In contrast to Ethereum’s global market, which causes unrelated transactions in one part of the network to impact transactions in another, Solana’s capacity to build localized fee markets allows fees to be assigned per smart contract. For many use cases, bolstering this control and predictability is as important as improving scalability.
Road to Scalable, On-Chain Gaming
The consequences of on-chain gaming are apparent in light of all this. It’s not often that a better, faster, and cheaper solution comes along. However, it is feasible when you obtain that solution by rethinking the foundational design of a blockchain architecture. Thanks to Solana’s excellence in this area, the early stages of genuinely on-chain gaming are already visible.

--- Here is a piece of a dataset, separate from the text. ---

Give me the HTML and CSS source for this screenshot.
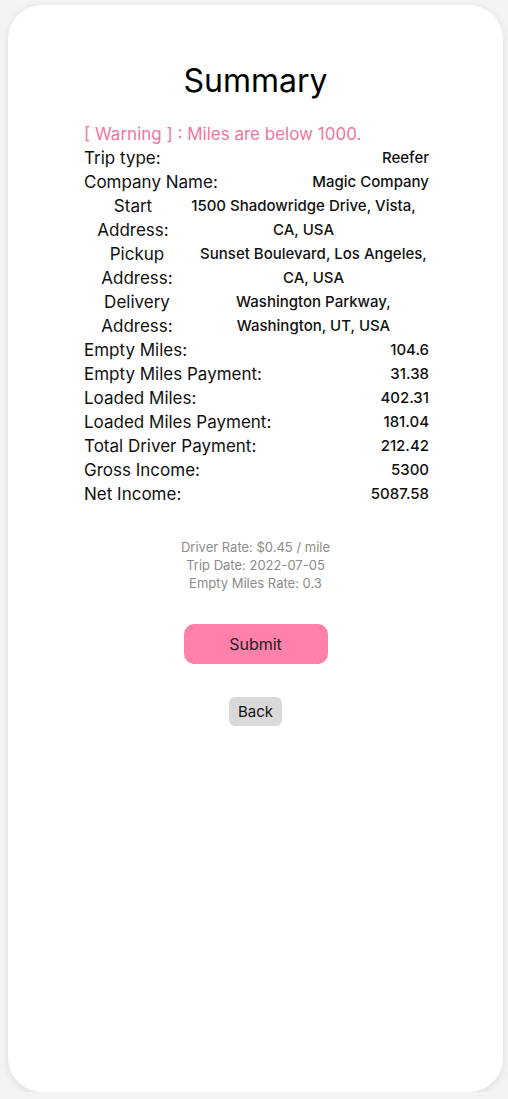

Sonic is probably the best SVM chain out there. Launching its Odyssey testnet, it boasts 500 million transactions as it prepares to launch mainnet, indicating significant traction. By integrating games with Solana’s native composability and giving them creative control over their scalability and customization, this platform aims to facilitate sovereign game economies within the Solana ecosystem. Sonic has made an integration compatible with EVM, so Web3 games built on EVM can be integrated into the larger Solana ecosystem. This way, these games can take advantage of Solana’s speed, scale, and low cost, and Sonic can serve more games.
Final Thoughts
There will probably be a dramatic increase in on-chain, or even entirely on-chain, gaming in Web3 within the next year or two, thanks to Sonic and other SVM chains that are developing capabilities for Web3 gaming. When it launches, it will most certainly spark yet another Web3 renaissance of novel concepts and applications, and it might even entice big-name game developers to create their on-chain games. This will differ highly from the NFT bubble and the limited P2E trend. There are many potential applications and enormous consequences for on-chain gaming. The sole constraint is the state of the art, which the Solana SVM swiftly addresses.